The collage approach isn’t a bad idea, but it often creates the illusion that the band is aping itself. And if that’s what I wanted, I’d throw on Smashing Pumpkins’ Siamese Dream . I’d rather listen to geniuses treading water for three-quarters of an hour than slog through 65 minutes of crap for 10 minutes of decent music.
– D. Strauss
Lovano 52nd St. by Way of Cleveland
Tenor saxophonist Joe Lovano has arrived at that strange and enviable place where he can’t seem to do much wrong. He creates chamber-jazz albums in the intuitive, free-form spirit of Ornette Coleman ( Trio Fascination in 1998) and elaborate larger ensemble works that revive the tradition of a “cool” symphonic jazz ( Celebrating Sinatra in 1996 and Rush Hour in 1994).
With the latest addition to the oeuvre , 52nd Street Themes (Blue Note), Mr. Lovano has found an equally happy middle ground between the arranged and the improvised. He has assembled a squad of crack musicians (including pianist John Hicks, alto saxophonist Steve Slagle and trumpeter Tim Hagans) to play nonet arrangements of classic bebop which then breaks down in modular fashion into smaller groups to blow more freely. (Mr. Lovano’s Nonet plays the Village Vanguard May 16 to 21.)
On 52nd Street Themes , Mr. Lovano plays only tenor sax, his most persuasive horn, and returns to the classic bop that he considers his first language (but that you sometimes had to strain to hear on his more “out” albums).

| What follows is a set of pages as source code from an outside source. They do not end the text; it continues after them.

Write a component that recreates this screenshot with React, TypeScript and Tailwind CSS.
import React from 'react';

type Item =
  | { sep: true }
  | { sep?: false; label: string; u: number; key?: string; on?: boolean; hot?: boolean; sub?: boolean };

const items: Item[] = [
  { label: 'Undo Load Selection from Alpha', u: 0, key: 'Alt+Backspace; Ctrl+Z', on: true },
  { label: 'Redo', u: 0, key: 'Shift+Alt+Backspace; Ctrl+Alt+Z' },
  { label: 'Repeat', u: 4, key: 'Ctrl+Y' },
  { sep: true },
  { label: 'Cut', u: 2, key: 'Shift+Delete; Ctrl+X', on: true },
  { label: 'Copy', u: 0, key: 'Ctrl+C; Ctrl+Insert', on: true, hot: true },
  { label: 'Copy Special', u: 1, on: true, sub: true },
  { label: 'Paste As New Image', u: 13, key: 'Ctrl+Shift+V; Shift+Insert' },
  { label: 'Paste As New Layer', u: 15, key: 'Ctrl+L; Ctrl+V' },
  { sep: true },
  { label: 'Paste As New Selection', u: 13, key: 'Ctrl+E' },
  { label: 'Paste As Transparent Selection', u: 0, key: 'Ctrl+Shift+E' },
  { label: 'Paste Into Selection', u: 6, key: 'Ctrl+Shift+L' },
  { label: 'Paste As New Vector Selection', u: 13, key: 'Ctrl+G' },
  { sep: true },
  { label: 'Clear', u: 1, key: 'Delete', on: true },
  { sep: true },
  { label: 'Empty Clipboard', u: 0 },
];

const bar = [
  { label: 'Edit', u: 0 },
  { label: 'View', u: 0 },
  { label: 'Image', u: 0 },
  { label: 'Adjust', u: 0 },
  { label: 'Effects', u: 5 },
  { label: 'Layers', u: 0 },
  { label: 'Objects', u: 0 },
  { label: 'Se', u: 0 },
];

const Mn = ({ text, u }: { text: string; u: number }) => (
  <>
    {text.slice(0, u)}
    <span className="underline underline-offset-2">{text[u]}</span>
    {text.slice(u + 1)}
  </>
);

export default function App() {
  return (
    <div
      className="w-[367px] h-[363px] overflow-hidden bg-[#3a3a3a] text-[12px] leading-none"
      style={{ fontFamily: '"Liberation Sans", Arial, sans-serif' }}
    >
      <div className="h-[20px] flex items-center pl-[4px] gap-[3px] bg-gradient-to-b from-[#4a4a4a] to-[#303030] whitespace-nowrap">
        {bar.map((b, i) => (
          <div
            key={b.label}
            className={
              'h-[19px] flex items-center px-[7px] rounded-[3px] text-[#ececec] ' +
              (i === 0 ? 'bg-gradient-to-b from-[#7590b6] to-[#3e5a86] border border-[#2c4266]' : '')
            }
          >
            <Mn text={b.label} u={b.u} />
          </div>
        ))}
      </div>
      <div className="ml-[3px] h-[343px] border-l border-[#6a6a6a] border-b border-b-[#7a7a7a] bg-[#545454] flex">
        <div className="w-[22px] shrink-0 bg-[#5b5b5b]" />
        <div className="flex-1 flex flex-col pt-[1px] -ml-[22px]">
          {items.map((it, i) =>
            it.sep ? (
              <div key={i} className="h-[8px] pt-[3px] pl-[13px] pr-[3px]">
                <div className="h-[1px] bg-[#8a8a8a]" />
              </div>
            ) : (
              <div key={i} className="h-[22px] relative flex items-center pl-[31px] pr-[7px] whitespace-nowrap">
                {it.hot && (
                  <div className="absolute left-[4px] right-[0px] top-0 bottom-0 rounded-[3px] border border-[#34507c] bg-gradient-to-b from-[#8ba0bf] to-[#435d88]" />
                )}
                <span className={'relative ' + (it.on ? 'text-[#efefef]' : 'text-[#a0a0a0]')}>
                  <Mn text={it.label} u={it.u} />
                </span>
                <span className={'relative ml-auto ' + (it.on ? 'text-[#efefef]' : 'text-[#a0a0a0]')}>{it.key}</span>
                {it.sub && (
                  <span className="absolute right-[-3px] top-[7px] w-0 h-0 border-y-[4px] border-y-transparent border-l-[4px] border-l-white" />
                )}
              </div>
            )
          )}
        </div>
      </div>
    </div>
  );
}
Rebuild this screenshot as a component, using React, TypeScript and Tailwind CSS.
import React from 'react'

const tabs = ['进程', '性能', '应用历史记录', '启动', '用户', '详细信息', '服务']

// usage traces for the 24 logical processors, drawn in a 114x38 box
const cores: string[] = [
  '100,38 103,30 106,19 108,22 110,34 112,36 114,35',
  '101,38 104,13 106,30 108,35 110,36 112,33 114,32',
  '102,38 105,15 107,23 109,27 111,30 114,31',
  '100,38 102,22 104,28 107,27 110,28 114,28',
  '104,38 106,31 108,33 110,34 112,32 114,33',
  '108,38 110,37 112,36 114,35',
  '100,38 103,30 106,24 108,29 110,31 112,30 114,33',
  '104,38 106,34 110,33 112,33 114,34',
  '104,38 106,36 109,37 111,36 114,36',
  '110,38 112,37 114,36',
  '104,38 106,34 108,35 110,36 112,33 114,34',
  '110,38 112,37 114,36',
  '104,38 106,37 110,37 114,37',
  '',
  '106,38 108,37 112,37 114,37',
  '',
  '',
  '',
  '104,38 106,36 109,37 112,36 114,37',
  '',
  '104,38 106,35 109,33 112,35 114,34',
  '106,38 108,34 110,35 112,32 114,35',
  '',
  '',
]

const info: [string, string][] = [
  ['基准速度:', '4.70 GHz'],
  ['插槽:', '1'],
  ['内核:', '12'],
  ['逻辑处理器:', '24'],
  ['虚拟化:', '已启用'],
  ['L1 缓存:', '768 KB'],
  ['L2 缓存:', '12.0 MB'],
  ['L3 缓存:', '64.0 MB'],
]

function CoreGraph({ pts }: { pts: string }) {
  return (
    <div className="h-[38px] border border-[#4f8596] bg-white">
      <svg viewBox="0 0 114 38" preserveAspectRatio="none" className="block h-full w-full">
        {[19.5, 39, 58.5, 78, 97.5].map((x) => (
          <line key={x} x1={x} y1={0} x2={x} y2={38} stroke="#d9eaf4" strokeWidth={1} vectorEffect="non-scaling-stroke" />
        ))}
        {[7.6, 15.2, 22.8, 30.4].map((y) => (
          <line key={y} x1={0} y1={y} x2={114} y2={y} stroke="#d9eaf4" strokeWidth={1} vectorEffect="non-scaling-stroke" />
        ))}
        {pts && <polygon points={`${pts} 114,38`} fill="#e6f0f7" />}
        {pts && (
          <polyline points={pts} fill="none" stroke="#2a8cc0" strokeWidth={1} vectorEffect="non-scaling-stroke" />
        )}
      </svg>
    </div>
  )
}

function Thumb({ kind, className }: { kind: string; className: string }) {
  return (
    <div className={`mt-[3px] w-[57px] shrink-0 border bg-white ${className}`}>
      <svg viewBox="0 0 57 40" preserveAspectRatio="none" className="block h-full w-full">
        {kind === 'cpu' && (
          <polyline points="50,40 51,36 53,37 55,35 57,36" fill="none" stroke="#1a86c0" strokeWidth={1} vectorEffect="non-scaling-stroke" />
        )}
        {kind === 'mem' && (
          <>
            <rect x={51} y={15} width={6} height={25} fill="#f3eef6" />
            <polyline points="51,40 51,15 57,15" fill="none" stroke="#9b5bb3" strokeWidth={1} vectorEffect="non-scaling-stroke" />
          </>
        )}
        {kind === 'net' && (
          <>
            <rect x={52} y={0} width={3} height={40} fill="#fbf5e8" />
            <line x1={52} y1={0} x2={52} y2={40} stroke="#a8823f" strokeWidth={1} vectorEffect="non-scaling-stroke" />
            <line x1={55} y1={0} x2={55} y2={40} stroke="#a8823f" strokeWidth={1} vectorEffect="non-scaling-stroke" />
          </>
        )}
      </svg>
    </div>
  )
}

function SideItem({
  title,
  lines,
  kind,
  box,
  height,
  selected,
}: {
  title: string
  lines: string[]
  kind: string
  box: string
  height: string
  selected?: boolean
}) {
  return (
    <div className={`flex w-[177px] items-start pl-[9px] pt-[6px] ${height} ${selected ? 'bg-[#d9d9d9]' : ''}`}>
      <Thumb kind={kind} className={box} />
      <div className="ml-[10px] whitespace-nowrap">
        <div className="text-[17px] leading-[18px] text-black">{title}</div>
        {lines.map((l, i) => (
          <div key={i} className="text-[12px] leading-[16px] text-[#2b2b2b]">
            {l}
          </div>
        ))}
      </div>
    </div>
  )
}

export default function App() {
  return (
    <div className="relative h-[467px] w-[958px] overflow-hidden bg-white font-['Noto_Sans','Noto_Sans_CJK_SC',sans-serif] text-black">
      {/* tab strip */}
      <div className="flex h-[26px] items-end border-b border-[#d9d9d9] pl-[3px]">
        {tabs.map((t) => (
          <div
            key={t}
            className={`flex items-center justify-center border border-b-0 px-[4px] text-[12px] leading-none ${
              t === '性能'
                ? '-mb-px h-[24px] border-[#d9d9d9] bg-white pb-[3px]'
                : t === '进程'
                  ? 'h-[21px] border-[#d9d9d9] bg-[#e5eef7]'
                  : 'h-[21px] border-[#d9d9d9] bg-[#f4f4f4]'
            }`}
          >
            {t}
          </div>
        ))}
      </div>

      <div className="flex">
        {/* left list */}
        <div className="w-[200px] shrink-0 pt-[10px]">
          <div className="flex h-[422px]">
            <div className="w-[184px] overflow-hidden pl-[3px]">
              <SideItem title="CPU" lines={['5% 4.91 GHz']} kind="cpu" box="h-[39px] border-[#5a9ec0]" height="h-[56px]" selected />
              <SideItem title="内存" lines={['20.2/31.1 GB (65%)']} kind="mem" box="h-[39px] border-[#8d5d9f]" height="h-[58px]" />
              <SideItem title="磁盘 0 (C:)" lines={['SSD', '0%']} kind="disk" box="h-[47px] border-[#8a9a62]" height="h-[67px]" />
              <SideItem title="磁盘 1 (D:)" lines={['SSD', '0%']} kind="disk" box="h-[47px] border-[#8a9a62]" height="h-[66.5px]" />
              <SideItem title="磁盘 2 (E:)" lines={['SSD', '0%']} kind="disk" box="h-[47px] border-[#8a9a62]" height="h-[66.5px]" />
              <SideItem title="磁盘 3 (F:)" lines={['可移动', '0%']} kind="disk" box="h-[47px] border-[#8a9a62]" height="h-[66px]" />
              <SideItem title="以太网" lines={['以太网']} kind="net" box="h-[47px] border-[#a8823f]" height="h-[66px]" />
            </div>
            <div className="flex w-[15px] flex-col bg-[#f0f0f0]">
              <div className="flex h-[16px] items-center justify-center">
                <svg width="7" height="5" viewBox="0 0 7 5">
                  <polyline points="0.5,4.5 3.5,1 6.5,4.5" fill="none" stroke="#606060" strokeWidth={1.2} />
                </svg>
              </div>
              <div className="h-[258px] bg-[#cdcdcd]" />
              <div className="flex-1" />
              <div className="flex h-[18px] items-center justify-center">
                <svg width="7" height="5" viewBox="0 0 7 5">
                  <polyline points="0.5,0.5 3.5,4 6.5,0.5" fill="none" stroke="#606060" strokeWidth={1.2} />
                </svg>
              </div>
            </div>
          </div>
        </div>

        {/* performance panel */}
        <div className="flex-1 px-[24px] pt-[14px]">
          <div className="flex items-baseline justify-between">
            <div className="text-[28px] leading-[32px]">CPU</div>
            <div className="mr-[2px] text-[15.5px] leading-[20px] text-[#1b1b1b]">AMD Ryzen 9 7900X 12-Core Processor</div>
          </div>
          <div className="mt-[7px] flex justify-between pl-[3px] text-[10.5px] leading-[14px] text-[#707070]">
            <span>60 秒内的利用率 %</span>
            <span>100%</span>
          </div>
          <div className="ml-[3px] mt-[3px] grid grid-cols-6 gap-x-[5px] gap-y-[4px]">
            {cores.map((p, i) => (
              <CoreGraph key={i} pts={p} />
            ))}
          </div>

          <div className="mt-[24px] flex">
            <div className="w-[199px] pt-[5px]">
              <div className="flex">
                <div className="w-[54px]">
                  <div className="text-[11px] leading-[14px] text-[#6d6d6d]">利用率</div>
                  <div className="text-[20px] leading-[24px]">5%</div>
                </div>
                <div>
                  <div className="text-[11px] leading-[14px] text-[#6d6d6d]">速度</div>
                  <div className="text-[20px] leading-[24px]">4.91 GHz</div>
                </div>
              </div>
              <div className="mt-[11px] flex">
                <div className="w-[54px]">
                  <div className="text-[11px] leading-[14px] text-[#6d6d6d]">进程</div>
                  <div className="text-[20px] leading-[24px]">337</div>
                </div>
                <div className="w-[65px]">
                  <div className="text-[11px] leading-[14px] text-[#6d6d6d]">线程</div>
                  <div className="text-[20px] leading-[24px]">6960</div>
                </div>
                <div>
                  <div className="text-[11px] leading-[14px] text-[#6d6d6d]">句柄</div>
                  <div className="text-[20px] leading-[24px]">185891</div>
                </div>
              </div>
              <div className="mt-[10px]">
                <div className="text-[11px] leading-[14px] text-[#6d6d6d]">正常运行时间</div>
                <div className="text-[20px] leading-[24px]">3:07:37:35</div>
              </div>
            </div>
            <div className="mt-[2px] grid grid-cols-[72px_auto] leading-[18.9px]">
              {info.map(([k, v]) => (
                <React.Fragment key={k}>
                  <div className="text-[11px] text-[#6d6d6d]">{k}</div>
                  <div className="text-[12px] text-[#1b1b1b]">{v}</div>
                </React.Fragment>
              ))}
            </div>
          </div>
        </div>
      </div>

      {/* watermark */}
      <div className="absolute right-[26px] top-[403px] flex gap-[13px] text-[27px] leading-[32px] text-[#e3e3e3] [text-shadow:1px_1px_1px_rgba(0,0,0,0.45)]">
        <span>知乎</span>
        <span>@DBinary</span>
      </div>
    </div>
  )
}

In less capable hands, a bop homecoming would mean polishing up some Charlie Parker licks and yawns all around. Mr. Lovano, though, has a wonderful sense of an album as an extended thematic excursion. Here, the idea is to revisit the 40’s and 50’s world of 52nd Street jazz clubs and spitfire bop combos from an arranger’s perspective. A proud child of the Rust Belt, Mr. Lovano selects as his bop muse fellow Clevelander Tadd Dameron, the pianist and band leader who composed five of the album’s 13 Themes . Provincials always make the best New Yorkers.

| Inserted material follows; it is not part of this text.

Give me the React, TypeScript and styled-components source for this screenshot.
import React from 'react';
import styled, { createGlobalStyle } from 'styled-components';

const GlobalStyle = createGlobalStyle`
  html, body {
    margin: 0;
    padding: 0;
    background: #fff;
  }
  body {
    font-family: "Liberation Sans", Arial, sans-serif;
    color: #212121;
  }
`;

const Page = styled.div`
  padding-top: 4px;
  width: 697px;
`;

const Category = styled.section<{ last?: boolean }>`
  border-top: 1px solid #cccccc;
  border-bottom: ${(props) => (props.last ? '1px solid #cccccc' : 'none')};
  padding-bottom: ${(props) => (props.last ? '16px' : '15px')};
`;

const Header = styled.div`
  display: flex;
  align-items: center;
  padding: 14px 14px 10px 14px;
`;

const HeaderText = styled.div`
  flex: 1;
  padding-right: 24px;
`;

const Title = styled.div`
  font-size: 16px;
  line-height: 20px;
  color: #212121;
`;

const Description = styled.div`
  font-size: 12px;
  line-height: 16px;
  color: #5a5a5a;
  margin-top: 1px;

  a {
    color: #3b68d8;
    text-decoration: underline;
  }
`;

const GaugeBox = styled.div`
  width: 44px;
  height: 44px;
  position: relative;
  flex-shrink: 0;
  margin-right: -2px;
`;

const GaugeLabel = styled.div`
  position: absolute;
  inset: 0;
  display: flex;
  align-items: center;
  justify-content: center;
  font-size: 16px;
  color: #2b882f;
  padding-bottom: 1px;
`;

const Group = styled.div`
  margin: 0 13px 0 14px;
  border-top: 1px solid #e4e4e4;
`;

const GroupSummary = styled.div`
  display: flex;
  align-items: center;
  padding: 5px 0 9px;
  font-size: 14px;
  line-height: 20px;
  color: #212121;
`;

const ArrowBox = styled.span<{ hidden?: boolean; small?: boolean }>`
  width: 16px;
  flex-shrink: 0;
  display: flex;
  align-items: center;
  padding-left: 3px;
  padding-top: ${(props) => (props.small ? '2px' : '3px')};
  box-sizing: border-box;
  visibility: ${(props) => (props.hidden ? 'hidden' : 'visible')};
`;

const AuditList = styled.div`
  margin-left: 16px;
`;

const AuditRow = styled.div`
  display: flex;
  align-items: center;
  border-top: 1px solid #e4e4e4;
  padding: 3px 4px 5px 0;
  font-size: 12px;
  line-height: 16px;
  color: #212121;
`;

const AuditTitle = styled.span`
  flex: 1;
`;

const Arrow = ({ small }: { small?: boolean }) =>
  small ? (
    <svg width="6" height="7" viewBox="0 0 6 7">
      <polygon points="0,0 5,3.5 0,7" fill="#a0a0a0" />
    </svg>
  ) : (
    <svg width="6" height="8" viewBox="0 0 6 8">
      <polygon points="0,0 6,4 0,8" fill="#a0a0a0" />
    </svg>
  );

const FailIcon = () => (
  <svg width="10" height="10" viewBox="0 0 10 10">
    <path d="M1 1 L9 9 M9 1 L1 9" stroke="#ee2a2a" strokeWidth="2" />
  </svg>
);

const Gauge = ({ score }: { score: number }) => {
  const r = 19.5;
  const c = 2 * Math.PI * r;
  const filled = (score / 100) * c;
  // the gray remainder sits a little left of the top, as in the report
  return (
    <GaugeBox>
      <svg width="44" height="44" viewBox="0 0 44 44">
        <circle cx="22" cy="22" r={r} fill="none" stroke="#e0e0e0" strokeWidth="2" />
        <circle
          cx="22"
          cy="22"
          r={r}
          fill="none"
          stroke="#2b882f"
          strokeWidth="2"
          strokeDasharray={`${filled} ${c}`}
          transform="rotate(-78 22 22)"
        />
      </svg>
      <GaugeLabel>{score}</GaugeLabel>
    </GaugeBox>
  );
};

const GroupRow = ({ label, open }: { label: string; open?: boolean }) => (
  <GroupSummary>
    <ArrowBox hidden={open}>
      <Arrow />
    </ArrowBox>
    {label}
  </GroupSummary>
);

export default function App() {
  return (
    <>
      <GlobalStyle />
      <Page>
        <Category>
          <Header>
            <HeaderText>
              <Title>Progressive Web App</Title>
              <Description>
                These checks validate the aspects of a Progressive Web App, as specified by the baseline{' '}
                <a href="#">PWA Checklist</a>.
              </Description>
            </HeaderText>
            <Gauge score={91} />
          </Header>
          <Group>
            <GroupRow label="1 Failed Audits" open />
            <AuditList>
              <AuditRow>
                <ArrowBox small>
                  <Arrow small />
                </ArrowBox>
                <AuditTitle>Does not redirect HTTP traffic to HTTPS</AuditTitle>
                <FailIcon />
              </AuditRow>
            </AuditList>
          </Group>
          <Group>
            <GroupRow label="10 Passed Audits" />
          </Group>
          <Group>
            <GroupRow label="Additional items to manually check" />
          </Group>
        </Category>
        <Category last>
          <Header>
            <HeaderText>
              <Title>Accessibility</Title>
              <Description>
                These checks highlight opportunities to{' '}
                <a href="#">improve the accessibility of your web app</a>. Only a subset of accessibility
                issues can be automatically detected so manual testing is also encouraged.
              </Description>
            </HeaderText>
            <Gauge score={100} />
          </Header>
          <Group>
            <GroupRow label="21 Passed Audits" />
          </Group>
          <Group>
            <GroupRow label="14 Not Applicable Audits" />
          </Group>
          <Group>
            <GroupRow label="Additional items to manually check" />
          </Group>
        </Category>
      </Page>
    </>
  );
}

Dameron, who died in 1965, has conventionally been regarded (and then, often as not, forgotten) as a transitional figure between big-band swing and small-combo bebop. These days, when we’ve grown bored of endless, improvised bop harmonies, his insistence on musical form and catchy melodies doesn’t seem so old-fashioned.
Admittedly, Dameron possessed neither the classically minded elegance of the Miles Davis-Gil Evans team nor the anarchist genius of Charles Mingus. But Mr. Lovano and his Nonet–which includes at least four members of the current Mingus Big Band–take the opportunity to build upon, dare I say improve, the relatively slim history of Dameronia.
Dameron tunes like “If You Could See Me Now” and “On a Misty Night” become big-canvas bop: on the surface of the charts, lush and creamy, and in the solo details, crackling with an eccentric drive of the sort that made bebop worth loving, or almost as honorably, hating, in the first place.
In addition to all that, 52nd Street Themes is Mr. Lovano’s neighborhood album; his ode to the old days in Cleveland. For municipal authenticity and a living link to the bebop era, the tenorist turned to a childhood mentor, Willie (Face) Smith, who had been a musical associate of Dameron’s in the late-40’s and who in the mid-70’s wrote arrangements for the organ-and-sax combo led by Brother Jack McDuff. The baritone saxophonist in that band was none other than Joe Lovano.
Mr. Smith’s arrangements swing in a relaxed, unfussy way, with a period flavor that is enhanced by the album’s no-frills recording style. That said, not all of the nonet tunes seem completely realized. On tunes such as Dameron’s “Whatever Possess’d Me” and Gershwin’s “Embraceable You” (famously bop-ized by Charlie Parker), you sense the absence of the firm baton provided by Gunther Schuller on Rush Hour and Manny Albam on Celebrating Sinatra . The tempi feel a little draggy, the musical lines not as sharply delineated as they might be.
But let’s face it. However ennobled by the arranger’s art, bop still belongs to the soloist. Mr. Lovano is an overwhelming one, and the smaller combo tracks on 52nd Street Themes –his reading of Strayhorn’s “Passion Flower,” for instance–are irrefutable evidence of that. In the lower register of his horn, he’s got the chesty, gruff sound of a swing-era titan. In the upper register, he’ll manipulate freak tones to the point of unpleasantness in order to etch the notes more sharply.
Mr. Lovano is a macho throwback and a timbral experimentalist all in one package. His latest album accommodates opposing forces with similar grace.